WHAT YOU NEED TO DO:
Gather every line from the entries below that includes "image".

◆ ◆ ◆ ◆ ◆

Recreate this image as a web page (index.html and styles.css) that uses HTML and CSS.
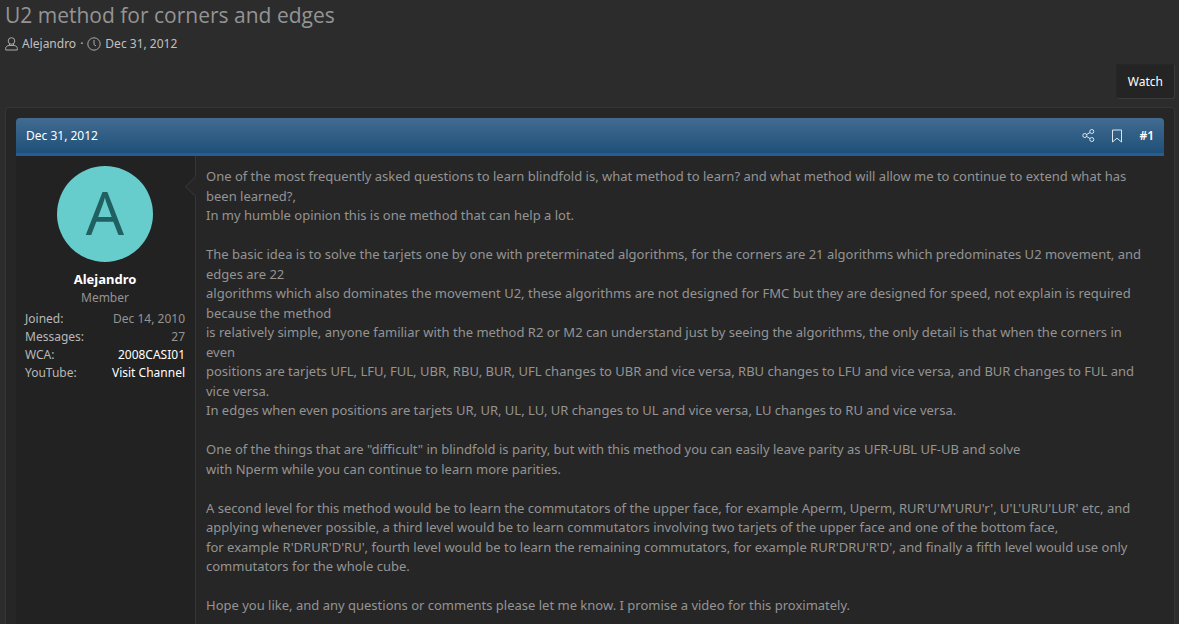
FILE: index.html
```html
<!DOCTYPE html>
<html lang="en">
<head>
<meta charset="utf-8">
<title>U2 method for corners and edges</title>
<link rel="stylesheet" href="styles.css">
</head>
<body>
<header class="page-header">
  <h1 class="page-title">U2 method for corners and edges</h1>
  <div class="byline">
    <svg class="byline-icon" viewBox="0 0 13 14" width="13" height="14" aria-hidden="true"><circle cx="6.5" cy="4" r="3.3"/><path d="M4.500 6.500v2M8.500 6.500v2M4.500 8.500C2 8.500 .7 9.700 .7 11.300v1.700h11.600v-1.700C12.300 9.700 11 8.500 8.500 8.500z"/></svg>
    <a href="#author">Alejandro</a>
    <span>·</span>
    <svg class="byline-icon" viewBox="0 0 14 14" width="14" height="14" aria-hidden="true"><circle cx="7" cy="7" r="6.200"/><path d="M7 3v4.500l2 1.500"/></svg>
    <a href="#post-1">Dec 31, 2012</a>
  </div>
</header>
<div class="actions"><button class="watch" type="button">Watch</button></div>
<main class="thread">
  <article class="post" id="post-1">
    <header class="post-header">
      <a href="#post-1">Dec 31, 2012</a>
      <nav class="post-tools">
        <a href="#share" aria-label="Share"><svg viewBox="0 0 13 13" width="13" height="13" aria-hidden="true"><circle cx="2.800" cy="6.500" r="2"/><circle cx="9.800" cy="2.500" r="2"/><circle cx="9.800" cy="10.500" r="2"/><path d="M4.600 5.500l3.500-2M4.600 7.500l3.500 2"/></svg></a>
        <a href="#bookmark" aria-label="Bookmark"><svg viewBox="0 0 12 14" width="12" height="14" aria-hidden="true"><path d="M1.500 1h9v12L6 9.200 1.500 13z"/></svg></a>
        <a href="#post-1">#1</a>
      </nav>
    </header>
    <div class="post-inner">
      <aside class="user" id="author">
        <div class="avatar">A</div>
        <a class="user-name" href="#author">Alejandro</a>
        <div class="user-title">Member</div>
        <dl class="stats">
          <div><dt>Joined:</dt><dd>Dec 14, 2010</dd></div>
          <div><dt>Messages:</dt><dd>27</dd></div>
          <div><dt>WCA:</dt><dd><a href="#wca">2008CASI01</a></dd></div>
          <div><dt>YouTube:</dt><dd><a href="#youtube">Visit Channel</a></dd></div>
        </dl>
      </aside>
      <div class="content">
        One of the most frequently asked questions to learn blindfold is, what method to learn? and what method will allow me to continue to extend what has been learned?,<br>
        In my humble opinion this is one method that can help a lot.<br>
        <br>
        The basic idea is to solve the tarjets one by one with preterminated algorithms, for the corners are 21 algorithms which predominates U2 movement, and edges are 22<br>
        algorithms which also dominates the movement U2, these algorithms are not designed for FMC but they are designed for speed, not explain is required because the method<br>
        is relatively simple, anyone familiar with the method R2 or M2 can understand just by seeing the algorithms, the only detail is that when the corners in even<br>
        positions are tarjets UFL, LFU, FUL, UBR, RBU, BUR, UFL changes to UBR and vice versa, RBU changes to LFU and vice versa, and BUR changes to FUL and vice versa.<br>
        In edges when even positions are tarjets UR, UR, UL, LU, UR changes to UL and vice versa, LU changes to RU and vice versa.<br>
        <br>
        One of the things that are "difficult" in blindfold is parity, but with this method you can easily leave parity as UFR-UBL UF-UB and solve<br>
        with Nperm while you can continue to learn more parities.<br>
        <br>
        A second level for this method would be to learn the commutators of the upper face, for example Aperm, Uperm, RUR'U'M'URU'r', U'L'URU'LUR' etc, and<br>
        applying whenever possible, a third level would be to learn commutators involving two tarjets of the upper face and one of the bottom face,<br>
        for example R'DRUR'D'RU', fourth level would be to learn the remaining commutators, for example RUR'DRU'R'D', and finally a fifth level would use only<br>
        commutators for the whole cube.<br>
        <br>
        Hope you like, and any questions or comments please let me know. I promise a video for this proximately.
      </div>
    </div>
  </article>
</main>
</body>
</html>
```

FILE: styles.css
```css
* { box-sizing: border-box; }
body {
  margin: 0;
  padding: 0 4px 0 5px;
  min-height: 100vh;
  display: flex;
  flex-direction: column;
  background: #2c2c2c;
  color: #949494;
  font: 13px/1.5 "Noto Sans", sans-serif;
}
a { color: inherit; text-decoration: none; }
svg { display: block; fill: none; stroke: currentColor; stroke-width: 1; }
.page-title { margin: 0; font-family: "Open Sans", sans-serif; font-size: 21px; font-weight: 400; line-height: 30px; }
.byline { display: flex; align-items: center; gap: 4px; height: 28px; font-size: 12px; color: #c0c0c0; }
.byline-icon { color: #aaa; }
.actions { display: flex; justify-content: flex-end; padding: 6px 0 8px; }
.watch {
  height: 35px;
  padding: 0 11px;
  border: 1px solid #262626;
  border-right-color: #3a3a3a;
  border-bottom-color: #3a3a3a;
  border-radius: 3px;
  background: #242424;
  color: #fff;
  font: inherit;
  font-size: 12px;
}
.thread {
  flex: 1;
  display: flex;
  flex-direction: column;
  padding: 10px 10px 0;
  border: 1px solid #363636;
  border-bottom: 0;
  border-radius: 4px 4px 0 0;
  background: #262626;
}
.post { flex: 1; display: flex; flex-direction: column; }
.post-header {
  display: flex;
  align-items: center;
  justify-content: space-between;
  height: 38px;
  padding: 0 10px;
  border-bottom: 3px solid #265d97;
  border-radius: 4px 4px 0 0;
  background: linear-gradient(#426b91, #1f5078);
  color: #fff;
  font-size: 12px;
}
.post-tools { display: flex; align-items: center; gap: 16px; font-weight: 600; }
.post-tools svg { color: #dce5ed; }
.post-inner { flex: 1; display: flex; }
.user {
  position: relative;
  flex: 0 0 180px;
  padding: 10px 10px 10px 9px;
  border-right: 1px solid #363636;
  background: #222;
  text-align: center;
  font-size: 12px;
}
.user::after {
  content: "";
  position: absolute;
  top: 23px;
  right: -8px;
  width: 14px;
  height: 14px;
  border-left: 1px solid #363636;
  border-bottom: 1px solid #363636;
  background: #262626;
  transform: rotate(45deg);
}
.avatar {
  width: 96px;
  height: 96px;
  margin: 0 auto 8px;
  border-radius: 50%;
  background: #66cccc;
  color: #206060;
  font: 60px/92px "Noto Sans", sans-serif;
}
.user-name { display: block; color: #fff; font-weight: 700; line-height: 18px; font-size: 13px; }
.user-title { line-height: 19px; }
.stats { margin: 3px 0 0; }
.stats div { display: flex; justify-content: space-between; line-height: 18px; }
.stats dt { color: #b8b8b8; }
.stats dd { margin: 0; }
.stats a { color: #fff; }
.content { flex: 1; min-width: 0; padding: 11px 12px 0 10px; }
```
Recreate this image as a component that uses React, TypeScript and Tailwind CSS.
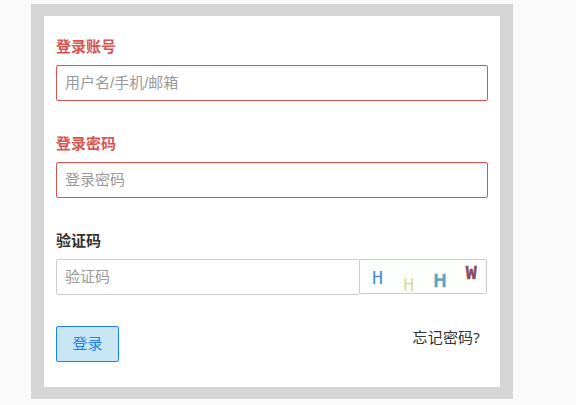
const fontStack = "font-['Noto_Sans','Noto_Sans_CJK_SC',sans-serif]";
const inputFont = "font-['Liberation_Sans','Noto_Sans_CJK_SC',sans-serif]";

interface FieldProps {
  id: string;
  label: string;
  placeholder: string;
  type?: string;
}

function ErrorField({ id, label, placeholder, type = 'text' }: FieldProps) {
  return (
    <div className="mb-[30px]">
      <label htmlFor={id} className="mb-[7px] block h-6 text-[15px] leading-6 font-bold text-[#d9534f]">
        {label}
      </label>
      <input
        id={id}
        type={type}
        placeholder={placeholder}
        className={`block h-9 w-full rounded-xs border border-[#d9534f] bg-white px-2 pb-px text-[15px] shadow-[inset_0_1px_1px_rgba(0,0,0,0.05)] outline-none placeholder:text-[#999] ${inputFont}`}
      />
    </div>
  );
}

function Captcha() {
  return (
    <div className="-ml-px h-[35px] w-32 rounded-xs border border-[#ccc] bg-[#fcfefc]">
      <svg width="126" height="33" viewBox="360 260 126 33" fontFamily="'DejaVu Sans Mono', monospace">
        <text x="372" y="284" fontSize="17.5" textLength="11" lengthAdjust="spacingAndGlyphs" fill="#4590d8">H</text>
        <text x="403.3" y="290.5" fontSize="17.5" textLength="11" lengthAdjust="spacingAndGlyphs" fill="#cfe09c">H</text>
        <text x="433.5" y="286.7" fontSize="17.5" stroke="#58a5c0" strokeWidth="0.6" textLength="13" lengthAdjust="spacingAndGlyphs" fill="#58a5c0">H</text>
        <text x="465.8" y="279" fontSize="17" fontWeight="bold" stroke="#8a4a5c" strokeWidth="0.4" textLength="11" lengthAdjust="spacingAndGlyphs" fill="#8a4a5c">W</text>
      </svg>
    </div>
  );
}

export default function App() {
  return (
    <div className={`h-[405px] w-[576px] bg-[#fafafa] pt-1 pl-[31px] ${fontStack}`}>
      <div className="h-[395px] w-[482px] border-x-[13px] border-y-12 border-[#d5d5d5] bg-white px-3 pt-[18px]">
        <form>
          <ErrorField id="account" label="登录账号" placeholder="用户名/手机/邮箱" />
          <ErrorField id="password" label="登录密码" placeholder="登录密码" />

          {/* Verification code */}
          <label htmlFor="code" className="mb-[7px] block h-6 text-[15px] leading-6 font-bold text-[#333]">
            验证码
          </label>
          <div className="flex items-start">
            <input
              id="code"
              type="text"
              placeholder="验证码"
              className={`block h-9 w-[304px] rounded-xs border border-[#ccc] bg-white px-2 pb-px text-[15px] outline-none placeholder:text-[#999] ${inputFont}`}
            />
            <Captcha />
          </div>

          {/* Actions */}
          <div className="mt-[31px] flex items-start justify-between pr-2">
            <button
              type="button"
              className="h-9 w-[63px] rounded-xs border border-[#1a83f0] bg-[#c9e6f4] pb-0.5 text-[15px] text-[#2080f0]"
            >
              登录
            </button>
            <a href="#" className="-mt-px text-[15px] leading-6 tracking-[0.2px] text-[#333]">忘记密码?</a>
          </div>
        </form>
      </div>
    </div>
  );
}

◆ ◆ ◆ ◆ ◆

RESPONSE:
Recreate this image as a web page (index.html and styles.css) that uses HTML and CSS.
Recreate this image as a component that uses React, TypeScript and Tailwind CSS.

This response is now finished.